In the summer and fall of 2015, SPARK produced This Is Not A Safe Space, an outside, site-specific, performed “soundwalk” written and performed by teenage girls, that raised awareness about the issue of rape culture in our community and offered strategies and hope for solutions to push back against it. We produced this soundwalk in the Brooklyn neighborhood of Fort Greene four times for an audience of approximately 100 audience members. We decided to present our performance outdoors, in public and allow the audience to walk through one neighborhood in Brooklyn because we wanted to use the community as our set design and show what it feels like to be a young woman walking through public spaces. We also wanted to attract “accidental” audience members who happened to stumble upon the performance. We gave every audience member a headset and much of the performance was pre-recorded and listened to on the headphones while the performers physicalized choreographed narratives related to the prerecorded text. This allowed the performers to physicalize the stories or use more poetic movement to enhance the stories being streamed through the headsets.

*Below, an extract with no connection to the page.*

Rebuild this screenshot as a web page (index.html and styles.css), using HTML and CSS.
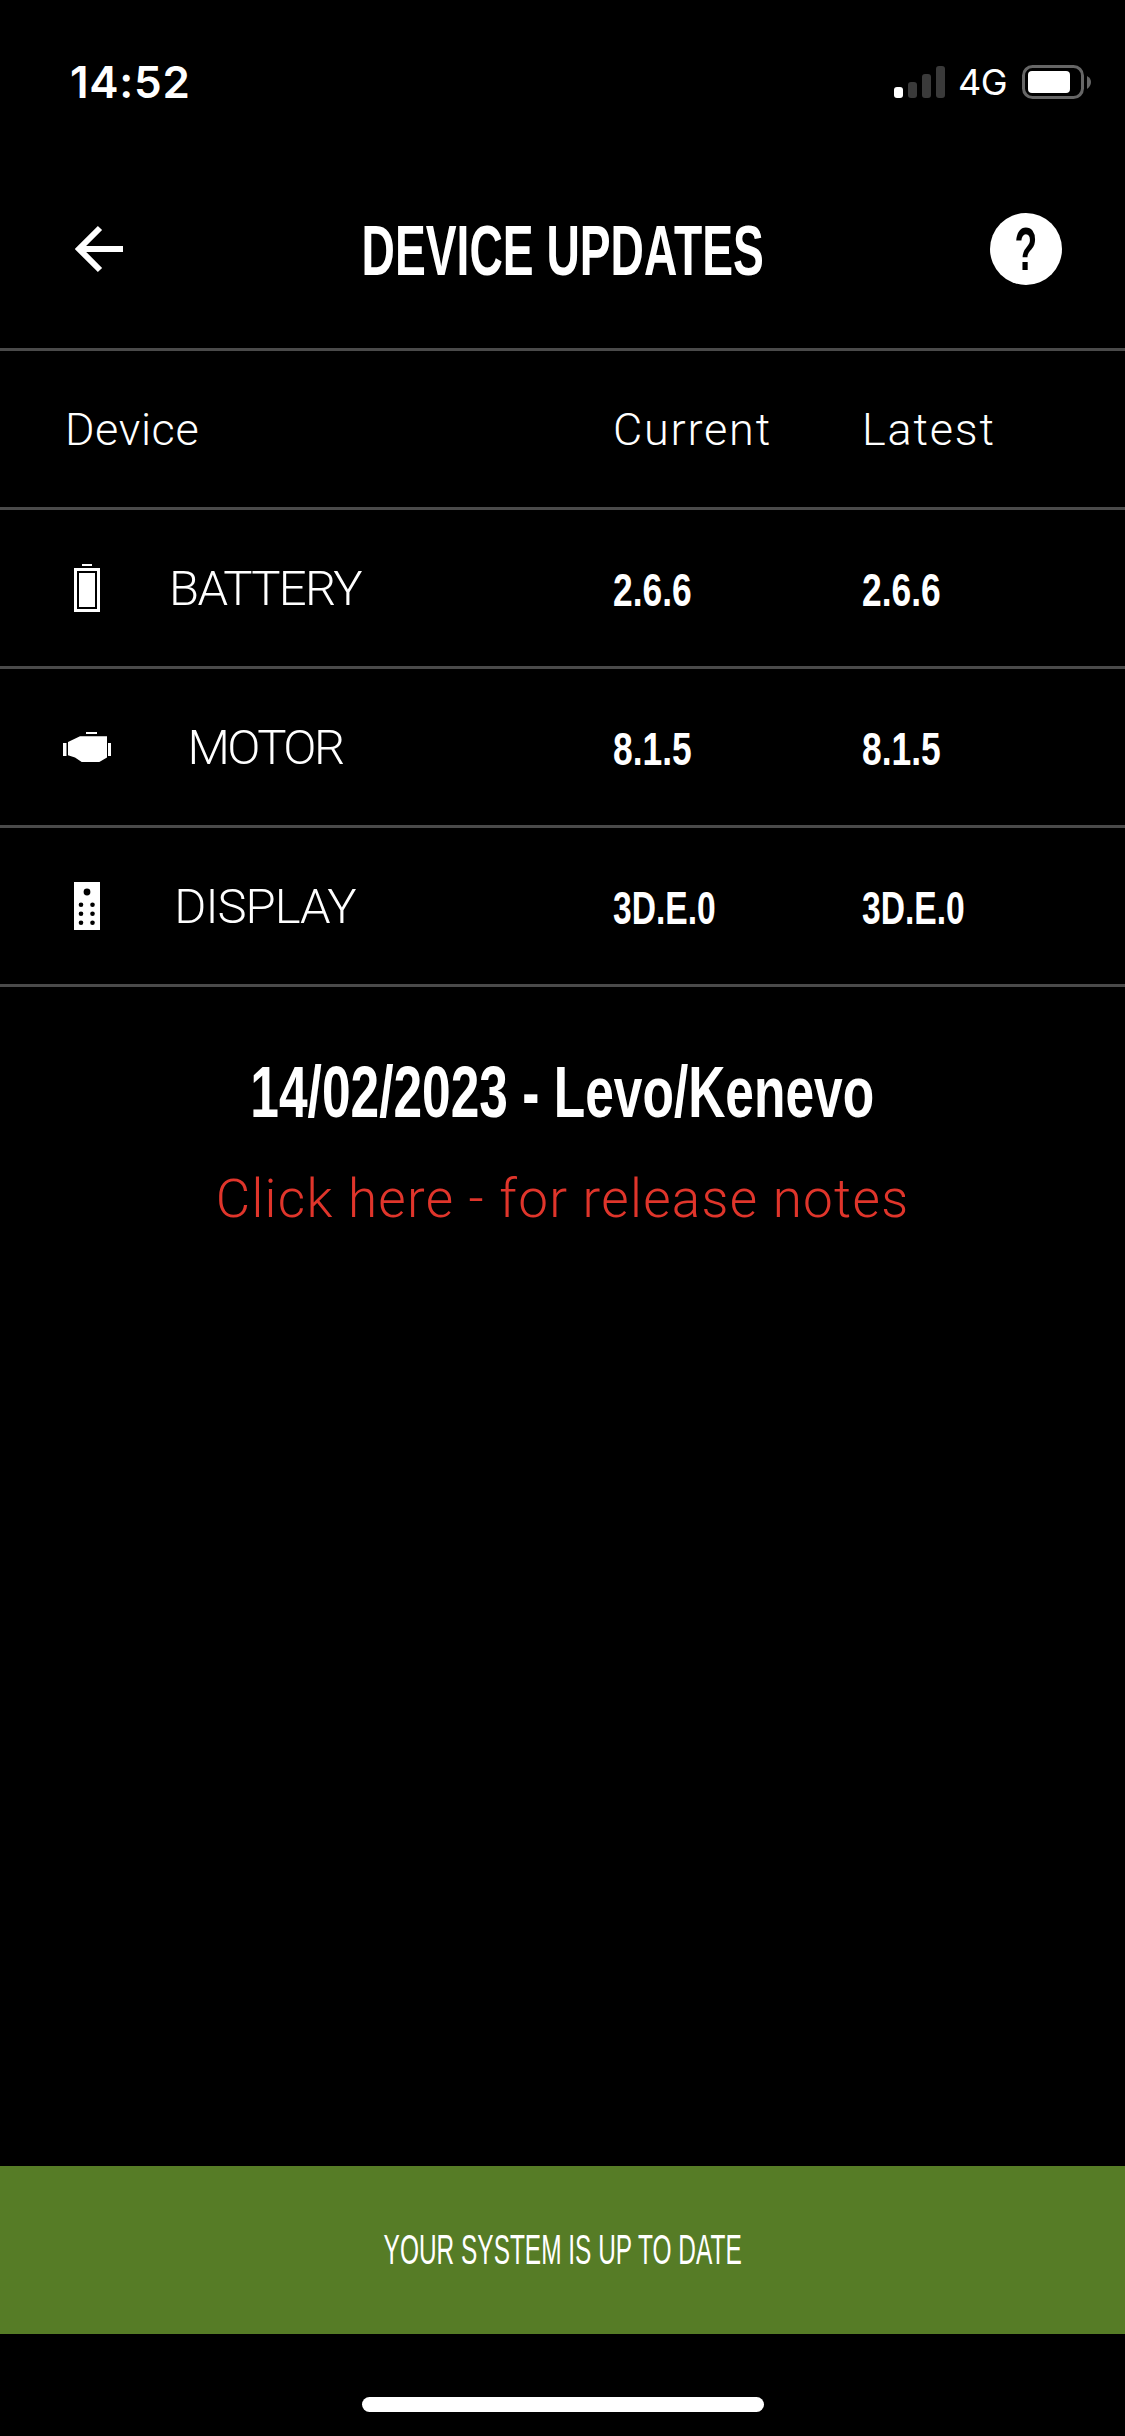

Additionally, we presented several scenes “on soapboxes,” where the performers spoke directly into the crowd and we attracted passersby who would not have experienced the show otherwise. For example, during one scene Emma spoke out about what we might want to express to teenagers who have survived sexual violence and also what we might want to say to potential offenders in order to prevent later violent actions. She screamed out from the sidewalk and at various performances, she attracted a crowd of people who listened and then joined in to the following activity where she invited everyone to chalk responses on the sidewalk. These chalked writings stayed on the busy sidewalk for days – until the next rain – and communicated the ideas beyond the live performance.

Each performance was followed by a lengthy discussions and workshops about using the arts to address – and end – rape culture and advocate for sexual consent.